KARACHI: Day two of the conference on climate change titled ‘An Existential Challenge for Pakistan’ organised by the Pakistan Institute of International Affairs (PIIA) comprised reading of several technical papers focusing on subjects including good governance and conservation, water resources and future projections.
Speaking about good governance and conservation in the context of climate change, architect and town planner Arif Hasan said that climate change had motivated the government here to set up many centralised organisations such as the National Disaster Management Authority and Provincial Disaster Management Authorities. However they did not really have the capacity to deal with disaster situations. Then there are also mitigation and management issues regarding infrastructure and land departments.
“During the 2010 floods, I worked in areas where the floods took place and the volume of water in earlier floods was far more though the disaster was bigger in 2010. It was because the land departments were not functioning well. There was no cleaning of canals, no desilting of drains, deforestation had also taken place with failure of the irrigation department in carrying out its normal functions,” he said.
“Then between 1983 and 2010, there had been much construction on the flood plains with villages and even schools there while under the law there shouldn’t be any settlements there. Then in 2011, too, it was the same story,” Mr Hasan pointed out.
About the heat island effect in Karachi where over a thousand people died when the temperature went up to 42 degrees Celsius for six days in 2015, he said that earlier the city had also witnessed higher temperatures of 48 degrees Celsius and still no one had died. “So what changed? Human settlements and the nature of these settlements changed. Research by Dr Noman Ahmed of NED University shows that those rushed to hospitals at the time came from high-rises in katchi abadis where there is little ventilation so there is a need for cheap methods of insulation and ventilation,” he said.
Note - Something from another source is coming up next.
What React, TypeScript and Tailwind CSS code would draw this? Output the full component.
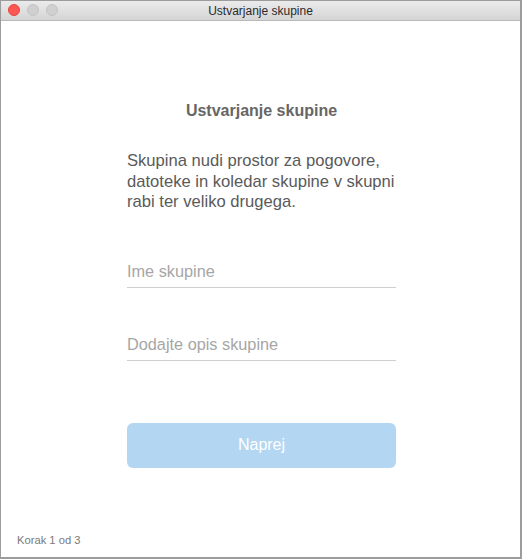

He also said that Pakistan had spent lots of money in developing infrastructure but not much for maintenance.
Dr Mohammad Zia Hashmi, head of the water section of the Global Change Impact Studies Centre (GCISC) in Islamabad spoke about the ‘Impact of climate change on Pakistan’s water resources from the mountains to the sea’. Looking at the journey of water from the snowy and glacier-rich northern mountainous part of the country to the confluence of the Indus River with the Arabian Sea at the endangered Indus River delta, he said that basically everything was about water. “If we can think of water in a better way, we can handle climate change in a better way, too,” he said.
Dr Mohammad Mansha, director, Earth Sciences, Pakistan Space and Upper Atmosphere Research Commission, had several climate predictions such as floods, droughts, cyclones, about which he said that they were expected to increase in frequency and severity in the coming decades.
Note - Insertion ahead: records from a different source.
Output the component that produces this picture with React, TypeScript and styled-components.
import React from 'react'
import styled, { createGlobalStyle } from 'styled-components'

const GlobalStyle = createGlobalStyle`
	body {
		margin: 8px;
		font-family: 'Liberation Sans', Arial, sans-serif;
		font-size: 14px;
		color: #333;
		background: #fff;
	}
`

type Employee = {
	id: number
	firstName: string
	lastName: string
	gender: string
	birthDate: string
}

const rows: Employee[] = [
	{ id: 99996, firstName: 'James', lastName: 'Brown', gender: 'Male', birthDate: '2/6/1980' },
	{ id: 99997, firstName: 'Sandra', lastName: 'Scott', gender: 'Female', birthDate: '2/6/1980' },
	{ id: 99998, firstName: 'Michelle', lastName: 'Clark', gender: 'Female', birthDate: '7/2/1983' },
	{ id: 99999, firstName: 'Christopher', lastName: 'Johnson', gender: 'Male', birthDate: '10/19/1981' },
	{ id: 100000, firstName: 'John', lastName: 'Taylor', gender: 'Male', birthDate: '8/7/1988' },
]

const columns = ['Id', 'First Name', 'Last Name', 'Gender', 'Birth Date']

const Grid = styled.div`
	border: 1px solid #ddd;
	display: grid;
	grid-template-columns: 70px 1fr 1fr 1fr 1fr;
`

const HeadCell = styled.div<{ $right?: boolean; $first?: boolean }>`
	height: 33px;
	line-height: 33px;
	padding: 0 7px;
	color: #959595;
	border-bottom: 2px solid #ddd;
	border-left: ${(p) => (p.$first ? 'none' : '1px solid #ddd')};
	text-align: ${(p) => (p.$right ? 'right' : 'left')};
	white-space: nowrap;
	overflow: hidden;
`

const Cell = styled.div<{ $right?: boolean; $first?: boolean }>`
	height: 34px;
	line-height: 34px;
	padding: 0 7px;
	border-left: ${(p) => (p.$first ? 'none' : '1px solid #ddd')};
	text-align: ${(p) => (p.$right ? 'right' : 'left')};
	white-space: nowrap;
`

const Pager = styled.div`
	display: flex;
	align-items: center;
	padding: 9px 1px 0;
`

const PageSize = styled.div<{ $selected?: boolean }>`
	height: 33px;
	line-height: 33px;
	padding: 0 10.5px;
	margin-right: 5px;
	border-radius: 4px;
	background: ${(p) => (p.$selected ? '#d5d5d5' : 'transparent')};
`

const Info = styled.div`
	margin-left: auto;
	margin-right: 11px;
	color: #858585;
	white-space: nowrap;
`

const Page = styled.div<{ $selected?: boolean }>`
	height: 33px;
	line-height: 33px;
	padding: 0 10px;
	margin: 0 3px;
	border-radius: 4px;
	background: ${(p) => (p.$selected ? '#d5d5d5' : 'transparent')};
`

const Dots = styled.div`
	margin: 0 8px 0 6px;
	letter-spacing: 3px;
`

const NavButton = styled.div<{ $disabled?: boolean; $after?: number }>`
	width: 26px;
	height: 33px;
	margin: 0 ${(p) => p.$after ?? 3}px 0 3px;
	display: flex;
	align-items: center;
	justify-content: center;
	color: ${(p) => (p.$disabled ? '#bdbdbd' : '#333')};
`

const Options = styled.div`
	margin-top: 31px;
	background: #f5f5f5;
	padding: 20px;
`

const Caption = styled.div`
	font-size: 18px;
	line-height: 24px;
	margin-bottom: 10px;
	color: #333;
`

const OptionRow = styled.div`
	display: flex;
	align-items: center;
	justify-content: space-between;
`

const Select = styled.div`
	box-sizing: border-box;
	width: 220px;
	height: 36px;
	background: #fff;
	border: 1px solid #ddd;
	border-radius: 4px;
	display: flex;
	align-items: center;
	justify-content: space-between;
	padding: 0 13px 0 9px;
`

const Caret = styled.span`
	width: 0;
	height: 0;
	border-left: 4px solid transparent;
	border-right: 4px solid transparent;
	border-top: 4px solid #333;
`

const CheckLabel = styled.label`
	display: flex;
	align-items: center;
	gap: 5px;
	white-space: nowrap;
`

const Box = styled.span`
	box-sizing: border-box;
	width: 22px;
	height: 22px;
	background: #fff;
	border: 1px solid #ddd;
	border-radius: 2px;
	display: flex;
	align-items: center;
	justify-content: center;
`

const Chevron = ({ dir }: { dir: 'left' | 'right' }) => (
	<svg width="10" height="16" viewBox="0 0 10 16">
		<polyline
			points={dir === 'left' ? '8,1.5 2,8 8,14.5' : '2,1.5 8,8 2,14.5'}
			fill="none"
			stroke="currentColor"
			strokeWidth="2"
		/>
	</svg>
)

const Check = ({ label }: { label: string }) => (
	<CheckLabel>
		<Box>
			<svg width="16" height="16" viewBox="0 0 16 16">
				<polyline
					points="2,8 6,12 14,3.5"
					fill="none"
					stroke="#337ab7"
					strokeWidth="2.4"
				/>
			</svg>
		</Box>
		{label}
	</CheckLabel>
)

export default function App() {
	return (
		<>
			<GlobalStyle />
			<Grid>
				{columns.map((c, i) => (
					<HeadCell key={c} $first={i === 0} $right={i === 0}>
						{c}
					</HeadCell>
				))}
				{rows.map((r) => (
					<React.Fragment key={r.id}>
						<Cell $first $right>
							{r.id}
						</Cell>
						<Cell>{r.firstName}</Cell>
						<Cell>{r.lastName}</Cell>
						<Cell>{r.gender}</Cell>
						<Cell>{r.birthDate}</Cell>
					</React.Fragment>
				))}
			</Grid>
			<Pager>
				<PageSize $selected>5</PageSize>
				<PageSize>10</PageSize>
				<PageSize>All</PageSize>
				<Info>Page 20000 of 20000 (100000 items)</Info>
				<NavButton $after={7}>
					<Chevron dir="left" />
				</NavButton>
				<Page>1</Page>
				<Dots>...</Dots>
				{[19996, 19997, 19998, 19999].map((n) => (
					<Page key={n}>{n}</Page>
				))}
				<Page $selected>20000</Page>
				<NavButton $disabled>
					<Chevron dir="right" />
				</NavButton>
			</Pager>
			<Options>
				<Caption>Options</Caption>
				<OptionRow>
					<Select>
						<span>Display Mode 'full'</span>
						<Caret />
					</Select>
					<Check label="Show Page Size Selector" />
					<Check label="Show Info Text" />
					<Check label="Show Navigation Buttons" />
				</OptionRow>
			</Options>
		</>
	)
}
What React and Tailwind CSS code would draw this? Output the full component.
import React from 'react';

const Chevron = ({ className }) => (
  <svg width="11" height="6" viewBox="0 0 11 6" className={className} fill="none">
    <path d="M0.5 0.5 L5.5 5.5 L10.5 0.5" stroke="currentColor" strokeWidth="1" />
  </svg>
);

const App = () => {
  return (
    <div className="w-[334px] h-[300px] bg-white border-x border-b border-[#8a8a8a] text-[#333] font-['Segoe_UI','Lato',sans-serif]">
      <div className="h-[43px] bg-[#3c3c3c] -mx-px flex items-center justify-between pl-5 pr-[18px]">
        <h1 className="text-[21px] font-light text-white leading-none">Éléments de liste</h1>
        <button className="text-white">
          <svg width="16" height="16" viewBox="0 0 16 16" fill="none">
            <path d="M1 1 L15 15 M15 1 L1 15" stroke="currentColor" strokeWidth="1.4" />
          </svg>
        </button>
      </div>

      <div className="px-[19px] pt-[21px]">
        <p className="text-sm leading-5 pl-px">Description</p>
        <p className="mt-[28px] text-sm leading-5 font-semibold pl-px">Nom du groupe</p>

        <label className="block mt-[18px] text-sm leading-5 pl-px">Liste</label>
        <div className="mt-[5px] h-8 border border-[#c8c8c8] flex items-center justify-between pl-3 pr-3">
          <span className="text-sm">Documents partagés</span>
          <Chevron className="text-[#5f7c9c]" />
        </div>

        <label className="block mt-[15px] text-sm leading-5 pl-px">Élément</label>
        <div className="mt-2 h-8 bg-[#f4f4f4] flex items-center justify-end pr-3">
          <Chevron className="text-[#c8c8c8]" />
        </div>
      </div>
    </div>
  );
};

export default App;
Speaking about priorities in the face of climate change, Dr Shahbaz Mehmood, head of the Climatology and Environment Section at GCISC, said that Pakistan for almost the last decade had consistently been ranked among the top 10 countries most affected by climate change. “The major climate change-related concerns of Pakistan include increased risk of extreme climate events, increased monsoon variability, food insecurity, health risks and rising sea levels. He also said that the mean annual temperature over Pakistan has increased with a greater increase in Sindh and Balochistan.
Adil Najam, dean, Frederick S. Pardee School of Global Studies, Boston University, USA, spoke about ‘Pakistan in the age of adaptation’. “Because the world has been unwilling and unable to respond to the great threat of global climate change in time with appropriate measures of mitigation, we are now condemned to live in what I call the ‘Age of Adaptation’,” he said. “Adaptation after all, is essential. Ignoring the impacts of climate change is no longer a luxury that any country can afford, least of all, Pakistan,” he added.
Retired General Tariq Waseem Ghazi; chairman emeritus, Pakistan Nuclear Regulatory Authority Jamshed Azim Hashmi; former member Pakistan Atomic Energy Commission Javed Iqleem and PIIA’s chairperson Dr Masuma Hasan also spoke.